WHAT NEEDS TO BE DONE. Using the data below, gather each line that includes the word "full".

SUPPLIED RECORDS.
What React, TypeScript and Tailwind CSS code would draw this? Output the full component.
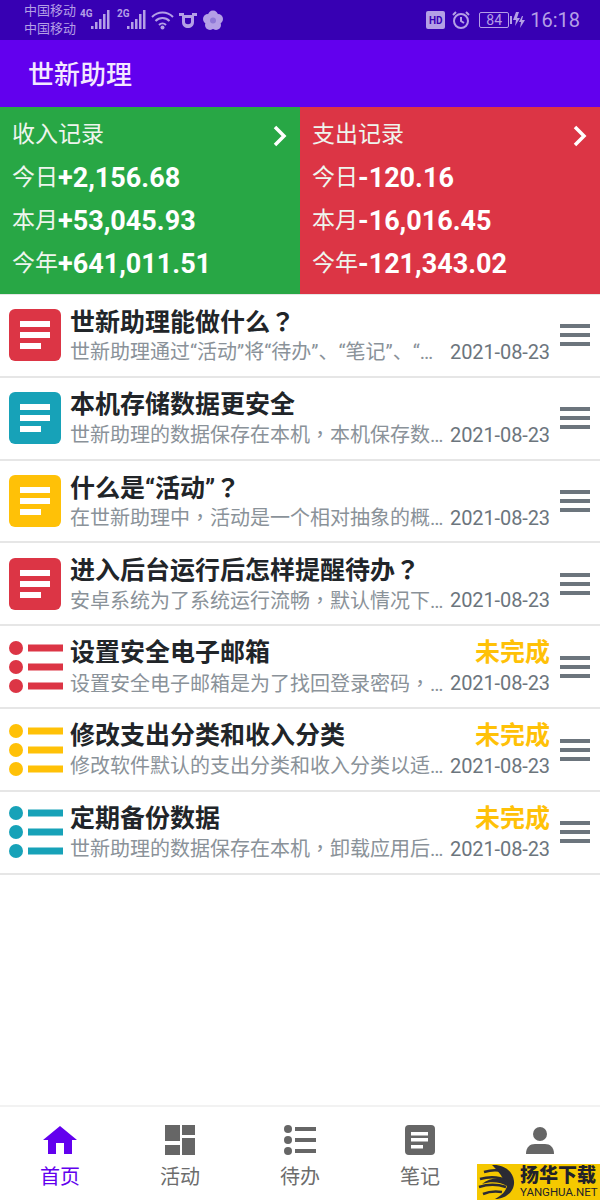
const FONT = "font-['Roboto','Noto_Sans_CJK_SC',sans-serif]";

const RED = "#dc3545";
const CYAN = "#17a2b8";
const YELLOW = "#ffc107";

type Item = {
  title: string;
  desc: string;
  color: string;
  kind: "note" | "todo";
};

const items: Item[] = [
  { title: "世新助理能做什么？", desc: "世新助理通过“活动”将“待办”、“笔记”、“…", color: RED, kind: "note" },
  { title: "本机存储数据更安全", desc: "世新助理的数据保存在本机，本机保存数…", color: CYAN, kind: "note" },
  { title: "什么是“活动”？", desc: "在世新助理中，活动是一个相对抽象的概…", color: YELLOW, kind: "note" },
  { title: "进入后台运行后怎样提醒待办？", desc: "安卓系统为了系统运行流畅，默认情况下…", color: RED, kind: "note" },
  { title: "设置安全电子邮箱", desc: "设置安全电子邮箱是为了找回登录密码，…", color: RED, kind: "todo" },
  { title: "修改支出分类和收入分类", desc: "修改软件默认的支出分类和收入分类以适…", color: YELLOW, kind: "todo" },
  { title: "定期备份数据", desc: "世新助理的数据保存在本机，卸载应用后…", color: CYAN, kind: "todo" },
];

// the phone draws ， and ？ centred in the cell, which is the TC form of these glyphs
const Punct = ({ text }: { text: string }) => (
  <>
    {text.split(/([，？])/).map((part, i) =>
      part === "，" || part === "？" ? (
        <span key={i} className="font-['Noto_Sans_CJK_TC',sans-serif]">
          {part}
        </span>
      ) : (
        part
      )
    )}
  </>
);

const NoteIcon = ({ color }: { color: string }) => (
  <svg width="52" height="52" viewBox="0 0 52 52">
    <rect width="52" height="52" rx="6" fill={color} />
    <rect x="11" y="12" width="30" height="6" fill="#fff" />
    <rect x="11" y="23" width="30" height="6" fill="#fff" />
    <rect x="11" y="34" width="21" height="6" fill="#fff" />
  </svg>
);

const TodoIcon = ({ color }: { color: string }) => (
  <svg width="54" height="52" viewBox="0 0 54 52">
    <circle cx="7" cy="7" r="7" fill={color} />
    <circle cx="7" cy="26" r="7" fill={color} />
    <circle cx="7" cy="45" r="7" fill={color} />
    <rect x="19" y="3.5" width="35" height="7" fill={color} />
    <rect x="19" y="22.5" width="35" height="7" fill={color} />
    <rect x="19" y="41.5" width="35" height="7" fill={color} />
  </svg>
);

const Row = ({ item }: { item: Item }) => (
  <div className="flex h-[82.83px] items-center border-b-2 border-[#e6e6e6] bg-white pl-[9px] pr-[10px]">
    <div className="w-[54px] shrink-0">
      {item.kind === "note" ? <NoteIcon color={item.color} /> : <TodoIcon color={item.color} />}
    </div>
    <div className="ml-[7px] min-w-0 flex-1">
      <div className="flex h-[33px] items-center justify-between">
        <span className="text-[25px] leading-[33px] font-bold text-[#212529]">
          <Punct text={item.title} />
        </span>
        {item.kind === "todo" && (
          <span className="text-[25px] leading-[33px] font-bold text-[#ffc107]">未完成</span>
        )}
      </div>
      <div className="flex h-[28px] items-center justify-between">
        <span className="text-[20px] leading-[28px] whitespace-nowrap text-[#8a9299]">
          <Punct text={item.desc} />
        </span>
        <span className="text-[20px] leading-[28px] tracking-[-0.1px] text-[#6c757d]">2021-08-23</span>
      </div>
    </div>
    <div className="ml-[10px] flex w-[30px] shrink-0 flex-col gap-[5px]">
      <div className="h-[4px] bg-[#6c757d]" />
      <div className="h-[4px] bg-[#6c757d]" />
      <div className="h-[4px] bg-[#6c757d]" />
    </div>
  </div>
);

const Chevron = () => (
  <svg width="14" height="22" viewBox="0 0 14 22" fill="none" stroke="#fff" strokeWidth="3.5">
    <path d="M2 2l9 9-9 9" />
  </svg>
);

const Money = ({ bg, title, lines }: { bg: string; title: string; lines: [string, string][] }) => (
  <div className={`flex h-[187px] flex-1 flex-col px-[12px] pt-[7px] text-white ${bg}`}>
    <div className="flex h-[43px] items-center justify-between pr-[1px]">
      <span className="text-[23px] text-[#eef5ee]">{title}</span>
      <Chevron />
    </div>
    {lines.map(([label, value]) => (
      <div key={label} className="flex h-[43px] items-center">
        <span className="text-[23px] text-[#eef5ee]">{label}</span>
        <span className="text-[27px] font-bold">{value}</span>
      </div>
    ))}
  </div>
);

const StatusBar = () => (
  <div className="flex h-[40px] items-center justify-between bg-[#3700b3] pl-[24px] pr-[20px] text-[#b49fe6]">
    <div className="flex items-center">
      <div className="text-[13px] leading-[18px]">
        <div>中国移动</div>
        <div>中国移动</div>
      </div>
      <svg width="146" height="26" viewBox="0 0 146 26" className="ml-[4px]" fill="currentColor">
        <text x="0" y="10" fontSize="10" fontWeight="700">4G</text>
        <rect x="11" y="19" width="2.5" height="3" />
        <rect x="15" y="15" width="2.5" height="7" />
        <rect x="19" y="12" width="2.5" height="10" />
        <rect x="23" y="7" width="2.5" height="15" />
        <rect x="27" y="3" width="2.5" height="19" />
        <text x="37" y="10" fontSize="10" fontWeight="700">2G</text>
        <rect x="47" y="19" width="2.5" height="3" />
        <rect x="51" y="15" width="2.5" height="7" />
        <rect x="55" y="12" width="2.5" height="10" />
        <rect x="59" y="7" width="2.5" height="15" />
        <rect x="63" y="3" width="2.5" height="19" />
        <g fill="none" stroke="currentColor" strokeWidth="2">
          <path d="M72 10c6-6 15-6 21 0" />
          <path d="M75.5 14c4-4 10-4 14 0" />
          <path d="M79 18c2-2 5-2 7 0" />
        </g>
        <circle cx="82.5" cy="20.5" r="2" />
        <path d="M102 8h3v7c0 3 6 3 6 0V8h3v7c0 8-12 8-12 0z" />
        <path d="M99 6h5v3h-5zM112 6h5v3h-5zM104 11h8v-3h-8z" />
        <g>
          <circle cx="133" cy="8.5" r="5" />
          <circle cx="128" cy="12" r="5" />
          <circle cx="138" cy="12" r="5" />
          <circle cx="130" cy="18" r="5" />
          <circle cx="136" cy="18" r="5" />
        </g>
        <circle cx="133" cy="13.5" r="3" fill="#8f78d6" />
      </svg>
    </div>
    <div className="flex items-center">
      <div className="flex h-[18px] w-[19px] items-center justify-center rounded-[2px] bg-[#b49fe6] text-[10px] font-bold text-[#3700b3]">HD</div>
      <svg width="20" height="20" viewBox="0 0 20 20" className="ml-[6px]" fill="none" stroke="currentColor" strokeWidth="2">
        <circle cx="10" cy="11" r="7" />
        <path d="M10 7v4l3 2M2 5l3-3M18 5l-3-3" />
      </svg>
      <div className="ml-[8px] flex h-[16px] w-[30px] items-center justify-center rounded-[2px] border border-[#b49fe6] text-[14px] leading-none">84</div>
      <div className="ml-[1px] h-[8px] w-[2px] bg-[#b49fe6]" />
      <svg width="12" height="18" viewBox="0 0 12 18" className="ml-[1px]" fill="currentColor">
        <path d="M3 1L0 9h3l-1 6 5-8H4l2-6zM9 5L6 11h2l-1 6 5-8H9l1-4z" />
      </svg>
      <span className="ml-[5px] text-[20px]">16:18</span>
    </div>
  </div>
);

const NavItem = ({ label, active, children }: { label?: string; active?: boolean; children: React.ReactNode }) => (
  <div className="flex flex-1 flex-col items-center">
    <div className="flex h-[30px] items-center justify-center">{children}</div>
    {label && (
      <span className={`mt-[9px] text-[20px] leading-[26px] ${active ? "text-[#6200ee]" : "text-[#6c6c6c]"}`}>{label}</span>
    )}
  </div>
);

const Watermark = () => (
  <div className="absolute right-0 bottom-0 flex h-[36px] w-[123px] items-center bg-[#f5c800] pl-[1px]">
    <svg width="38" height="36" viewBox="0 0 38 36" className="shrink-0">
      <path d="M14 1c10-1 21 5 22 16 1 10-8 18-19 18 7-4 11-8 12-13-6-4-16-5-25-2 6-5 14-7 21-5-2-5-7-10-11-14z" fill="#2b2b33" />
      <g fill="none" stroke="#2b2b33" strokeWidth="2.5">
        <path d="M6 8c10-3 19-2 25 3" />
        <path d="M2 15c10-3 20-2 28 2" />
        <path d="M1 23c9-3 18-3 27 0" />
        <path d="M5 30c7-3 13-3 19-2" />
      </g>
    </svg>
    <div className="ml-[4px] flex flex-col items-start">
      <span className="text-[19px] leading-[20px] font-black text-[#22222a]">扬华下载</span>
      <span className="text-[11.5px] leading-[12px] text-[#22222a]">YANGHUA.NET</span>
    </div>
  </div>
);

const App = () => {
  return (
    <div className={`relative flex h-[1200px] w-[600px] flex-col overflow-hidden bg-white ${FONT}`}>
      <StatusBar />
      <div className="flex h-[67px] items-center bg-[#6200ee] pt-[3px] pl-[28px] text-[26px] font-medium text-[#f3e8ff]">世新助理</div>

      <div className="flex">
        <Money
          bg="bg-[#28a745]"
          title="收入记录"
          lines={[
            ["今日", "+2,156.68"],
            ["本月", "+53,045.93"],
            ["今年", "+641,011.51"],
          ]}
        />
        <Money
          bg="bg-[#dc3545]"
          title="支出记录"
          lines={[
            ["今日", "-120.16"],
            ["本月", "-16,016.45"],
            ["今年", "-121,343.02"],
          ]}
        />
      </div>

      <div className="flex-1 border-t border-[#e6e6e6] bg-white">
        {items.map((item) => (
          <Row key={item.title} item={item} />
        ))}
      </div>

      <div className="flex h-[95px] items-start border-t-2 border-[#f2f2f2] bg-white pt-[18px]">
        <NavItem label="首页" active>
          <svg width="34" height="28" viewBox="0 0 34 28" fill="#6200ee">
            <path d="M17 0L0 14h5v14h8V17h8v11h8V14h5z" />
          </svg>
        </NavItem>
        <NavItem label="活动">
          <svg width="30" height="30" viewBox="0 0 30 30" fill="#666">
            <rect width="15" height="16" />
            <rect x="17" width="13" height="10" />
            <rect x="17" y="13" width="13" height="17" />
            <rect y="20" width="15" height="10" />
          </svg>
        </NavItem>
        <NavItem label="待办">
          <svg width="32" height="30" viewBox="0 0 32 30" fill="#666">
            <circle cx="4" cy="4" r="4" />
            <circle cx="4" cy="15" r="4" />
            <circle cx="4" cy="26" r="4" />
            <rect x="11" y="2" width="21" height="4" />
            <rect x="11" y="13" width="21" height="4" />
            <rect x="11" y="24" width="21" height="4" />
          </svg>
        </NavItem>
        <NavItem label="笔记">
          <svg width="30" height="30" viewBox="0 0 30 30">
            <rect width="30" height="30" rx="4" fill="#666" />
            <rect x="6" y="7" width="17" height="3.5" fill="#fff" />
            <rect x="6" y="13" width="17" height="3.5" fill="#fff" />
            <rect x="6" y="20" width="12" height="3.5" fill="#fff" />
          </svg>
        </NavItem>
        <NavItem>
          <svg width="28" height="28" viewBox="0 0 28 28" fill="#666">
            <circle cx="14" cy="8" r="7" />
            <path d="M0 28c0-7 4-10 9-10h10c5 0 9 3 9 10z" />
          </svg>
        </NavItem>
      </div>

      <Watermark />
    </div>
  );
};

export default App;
* * *
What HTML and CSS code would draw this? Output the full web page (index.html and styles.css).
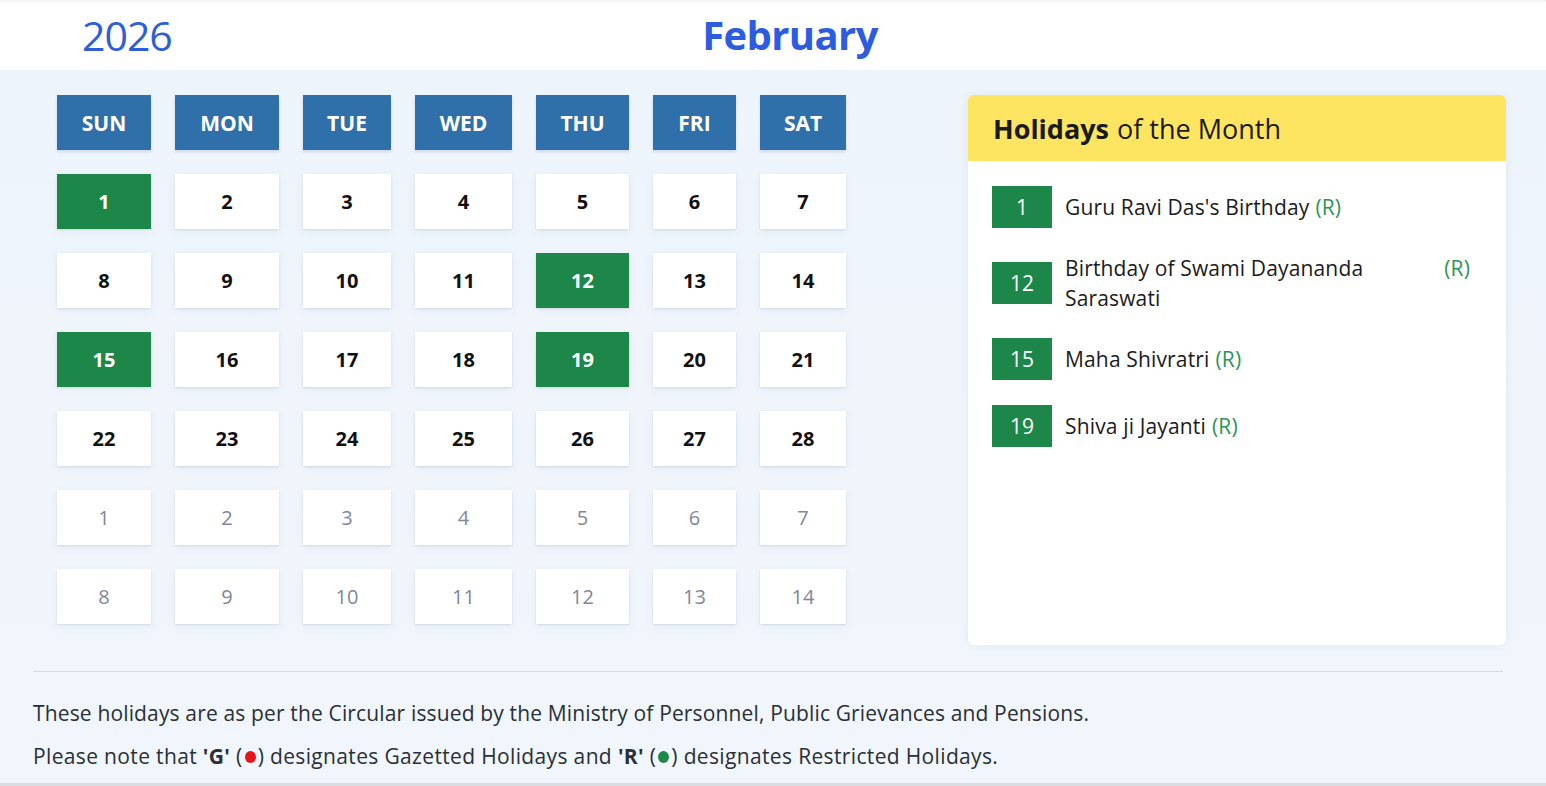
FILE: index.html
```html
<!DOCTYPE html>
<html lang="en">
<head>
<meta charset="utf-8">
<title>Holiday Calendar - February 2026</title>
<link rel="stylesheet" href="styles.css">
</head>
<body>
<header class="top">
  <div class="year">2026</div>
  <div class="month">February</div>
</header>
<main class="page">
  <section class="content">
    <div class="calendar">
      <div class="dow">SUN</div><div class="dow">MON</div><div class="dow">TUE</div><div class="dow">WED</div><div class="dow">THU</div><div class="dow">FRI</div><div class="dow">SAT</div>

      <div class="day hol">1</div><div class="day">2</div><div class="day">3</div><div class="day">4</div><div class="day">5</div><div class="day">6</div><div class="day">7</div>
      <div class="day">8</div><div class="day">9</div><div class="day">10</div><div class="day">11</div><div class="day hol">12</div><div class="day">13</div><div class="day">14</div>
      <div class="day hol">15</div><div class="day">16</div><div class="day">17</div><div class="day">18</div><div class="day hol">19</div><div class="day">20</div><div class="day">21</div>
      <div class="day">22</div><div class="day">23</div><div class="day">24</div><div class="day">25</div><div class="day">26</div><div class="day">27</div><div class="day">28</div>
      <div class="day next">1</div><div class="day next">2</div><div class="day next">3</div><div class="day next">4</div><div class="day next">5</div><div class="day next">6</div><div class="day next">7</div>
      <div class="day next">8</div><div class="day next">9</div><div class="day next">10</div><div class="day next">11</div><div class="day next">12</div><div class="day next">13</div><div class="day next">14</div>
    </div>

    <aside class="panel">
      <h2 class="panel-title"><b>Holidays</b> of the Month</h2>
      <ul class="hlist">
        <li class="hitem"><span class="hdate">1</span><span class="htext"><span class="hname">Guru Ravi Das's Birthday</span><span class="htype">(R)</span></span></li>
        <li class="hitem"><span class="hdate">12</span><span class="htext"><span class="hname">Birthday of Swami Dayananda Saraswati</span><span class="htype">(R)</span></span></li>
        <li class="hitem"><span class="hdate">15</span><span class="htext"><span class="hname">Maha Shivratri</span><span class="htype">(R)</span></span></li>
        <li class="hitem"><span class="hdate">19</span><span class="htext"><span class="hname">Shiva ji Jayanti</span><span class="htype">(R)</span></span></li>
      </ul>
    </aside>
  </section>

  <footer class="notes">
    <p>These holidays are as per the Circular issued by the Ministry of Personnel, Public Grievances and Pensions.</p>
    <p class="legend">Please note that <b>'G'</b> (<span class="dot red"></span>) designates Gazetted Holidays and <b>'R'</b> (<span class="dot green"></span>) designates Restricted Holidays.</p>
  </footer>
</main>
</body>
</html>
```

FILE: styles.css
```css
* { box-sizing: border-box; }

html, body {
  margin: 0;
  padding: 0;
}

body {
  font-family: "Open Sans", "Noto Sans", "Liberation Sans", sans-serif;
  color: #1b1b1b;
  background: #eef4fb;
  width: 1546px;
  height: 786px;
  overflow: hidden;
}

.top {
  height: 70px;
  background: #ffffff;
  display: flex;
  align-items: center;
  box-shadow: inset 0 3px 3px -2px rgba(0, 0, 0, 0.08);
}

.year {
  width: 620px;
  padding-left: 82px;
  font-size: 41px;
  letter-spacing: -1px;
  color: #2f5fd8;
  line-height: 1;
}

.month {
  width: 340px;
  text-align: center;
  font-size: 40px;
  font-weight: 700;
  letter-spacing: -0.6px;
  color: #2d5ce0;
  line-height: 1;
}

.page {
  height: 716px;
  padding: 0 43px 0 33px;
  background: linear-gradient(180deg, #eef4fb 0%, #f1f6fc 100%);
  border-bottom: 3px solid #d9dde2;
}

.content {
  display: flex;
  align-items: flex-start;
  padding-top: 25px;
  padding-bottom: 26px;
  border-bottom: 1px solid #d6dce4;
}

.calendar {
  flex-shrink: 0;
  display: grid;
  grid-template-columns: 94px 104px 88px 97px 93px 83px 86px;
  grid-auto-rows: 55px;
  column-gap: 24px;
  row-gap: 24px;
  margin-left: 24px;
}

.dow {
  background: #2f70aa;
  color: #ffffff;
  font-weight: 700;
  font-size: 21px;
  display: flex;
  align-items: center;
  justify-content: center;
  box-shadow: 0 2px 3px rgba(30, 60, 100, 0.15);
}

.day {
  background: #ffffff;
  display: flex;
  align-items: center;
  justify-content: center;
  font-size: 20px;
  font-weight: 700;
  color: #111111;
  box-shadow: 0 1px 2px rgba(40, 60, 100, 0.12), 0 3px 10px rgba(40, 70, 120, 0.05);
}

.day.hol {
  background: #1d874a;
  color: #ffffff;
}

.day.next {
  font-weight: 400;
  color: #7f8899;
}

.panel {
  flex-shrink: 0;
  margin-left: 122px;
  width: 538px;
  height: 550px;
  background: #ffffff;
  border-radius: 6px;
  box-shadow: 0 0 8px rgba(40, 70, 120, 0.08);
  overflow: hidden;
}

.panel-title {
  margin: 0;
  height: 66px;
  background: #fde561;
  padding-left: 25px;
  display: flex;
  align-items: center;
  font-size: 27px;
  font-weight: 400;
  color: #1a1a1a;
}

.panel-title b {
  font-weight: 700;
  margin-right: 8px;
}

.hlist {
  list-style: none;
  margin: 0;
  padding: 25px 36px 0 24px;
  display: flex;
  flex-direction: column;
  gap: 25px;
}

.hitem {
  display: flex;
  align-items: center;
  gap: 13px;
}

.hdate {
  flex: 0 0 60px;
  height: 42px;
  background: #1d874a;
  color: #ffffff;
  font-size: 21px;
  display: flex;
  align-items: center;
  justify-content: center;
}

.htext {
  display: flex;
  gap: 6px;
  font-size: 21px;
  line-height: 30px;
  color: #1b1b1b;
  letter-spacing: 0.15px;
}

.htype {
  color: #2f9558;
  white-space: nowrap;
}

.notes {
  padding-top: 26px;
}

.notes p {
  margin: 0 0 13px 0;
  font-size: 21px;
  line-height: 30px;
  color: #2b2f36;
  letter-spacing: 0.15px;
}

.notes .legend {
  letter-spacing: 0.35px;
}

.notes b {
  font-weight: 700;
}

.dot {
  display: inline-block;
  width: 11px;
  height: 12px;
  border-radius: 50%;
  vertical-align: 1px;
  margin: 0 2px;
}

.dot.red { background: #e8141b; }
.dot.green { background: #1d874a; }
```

SOLUTION TO THIS TASK.
What React, TypeScript and Tailwind CSS code would draw this? Output the full component.
What HTML and CSS code would draw this? Output the full web page (index.html and styles.css).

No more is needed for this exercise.